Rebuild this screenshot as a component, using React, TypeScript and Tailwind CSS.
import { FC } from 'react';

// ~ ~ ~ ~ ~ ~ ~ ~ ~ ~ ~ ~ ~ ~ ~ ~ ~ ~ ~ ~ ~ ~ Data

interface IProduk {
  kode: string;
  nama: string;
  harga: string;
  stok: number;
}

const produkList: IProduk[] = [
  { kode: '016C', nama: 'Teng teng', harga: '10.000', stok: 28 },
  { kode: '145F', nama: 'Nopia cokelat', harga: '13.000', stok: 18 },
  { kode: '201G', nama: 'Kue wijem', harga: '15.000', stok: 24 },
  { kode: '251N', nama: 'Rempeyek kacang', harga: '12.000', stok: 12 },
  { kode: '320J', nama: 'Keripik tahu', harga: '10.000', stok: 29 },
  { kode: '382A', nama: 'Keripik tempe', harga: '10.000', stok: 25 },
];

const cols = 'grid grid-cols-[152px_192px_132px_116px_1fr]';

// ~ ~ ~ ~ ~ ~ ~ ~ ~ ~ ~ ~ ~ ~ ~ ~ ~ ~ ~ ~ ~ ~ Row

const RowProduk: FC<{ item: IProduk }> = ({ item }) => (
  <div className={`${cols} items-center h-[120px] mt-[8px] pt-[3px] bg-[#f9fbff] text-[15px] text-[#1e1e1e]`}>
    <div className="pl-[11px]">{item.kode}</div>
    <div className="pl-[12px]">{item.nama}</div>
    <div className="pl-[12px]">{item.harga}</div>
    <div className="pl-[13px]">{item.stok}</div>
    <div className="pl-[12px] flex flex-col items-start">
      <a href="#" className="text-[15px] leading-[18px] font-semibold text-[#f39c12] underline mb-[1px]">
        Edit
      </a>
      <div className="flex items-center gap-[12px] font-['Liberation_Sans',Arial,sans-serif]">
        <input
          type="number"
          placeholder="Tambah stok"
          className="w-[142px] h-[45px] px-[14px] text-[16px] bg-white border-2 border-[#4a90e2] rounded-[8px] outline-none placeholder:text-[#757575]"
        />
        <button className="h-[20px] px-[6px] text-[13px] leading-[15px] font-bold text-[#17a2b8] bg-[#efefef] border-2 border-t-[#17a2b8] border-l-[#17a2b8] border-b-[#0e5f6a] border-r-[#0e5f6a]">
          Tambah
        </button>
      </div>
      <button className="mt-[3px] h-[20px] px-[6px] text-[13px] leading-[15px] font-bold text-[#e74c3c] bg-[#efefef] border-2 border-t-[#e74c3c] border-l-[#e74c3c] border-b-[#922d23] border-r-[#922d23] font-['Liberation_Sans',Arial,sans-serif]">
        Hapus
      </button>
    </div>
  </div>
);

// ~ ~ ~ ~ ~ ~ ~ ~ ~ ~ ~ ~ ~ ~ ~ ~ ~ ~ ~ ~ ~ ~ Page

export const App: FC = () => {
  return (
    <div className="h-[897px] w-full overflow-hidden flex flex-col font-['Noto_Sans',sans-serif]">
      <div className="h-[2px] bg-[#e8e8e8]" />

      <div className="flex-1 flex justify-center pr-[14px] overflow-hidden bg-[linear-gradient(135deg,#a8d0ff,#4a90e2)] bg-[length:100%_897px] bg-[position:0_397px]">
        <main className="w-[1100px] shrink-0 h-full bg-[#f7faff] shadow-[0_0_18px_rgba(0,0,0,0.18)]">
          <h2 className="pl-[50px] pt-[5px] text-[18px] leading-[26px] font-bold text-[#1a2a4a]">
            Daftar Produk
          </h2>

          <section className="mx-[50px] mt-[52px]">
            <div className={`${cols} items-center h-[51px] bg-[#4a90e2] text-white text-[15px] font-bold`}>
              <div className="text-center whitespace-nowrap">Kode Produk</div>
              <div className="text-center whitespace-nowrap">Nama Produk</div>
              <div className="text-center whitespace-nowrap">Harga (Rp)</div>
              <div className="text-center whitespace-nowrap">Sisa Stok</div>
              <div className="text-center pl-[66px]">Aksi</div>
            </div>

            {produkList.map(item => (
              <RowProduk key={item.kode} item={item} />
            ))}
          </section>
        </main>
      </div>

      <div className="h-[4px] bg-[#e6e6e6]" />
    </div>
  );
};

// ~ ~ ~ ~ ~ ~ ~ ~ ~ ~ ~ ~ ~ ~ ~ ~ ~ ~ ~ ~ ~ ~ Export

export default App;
■ ■ ■ ■
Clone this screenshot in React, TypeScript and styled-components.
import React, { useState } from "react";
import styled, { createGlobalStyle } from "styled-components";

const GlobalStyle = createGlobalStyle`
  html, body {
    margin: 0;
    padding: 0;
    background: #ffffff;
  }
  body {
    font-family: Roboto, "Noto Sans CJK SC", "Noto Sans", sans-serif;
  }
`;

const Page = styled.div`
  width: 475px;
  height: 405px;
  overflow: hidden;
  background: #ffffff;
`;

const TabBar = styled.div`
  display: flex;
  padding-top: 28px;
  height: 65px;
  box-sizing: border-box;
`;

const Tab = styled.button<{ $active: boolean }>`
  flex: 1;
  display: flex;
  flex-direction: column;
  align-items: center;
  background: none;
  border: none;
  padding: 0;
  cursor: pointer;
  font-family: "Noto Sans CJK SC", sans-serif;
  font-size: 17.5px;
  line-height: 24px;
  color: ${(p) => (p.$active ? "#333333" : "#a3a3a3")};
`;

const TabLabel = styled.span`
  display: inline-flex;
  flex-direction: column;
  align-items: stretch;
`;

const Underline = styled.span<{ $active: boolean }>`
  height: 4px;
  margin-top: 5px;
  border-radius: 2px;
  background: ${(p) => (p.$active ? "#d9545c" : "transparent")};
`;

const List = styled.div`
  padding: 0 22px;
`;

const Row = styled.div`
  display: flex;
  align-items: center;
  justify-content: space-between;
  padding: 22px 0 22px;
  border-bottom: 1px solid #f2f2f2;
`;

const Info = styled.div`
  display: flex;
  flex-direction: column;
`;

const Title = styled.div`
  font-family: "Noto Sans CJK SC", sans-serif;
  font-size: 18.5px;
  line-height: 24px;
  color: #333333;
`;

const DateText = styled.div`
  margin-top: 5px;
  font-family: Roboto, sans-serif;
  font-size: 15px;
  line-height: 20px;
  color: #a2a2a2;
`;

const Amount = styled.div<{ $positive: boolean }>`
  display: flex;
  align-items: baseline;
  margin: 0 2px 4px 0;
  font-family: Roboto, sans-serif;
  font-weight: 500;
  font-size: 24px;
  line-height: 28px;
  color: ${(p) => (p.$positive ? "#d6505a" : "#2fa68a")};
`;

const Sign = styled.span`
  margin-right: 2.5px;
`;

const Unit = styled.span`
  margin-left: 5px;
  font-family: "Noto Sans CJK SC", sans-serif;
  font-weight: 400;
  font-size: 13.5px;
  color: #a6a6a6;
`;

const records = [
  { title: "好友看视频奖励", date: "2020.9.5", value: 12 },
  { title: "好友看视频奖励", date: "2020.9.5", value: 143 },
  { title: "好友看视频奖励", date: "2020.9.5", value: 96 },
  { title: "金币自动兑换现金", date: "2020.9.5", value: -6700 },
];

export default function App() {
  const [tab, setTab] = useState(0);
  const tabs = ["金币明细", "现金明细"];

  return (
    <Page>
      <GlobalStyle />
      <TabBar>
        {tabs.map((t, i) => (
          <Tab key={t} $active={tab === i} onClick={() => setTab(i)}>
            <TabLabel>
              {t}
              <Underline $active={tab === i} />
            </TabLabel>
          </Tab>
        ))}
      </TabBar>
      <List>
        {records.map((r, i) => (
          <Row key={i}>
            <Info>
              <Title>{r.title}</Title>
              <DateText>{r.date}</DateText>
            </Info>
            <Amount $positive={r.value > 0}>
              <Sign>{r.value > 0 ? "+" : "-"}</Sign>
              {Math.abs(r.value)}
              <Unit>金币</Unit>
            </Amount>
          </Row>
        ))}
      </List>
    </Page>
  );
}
■ ■ ■ ■
◆ **DIRECTIONS FOR THIS TASK**
Among the lines of the material, find those that hold the word "screenshot" and copy them.

◆ **COMPLETED EXERCISE**
Rebuild this screenshot as a component, using React, TypeScript and Tailwind CSS.
Clone this screenshot in React, TypeScript and styled-components.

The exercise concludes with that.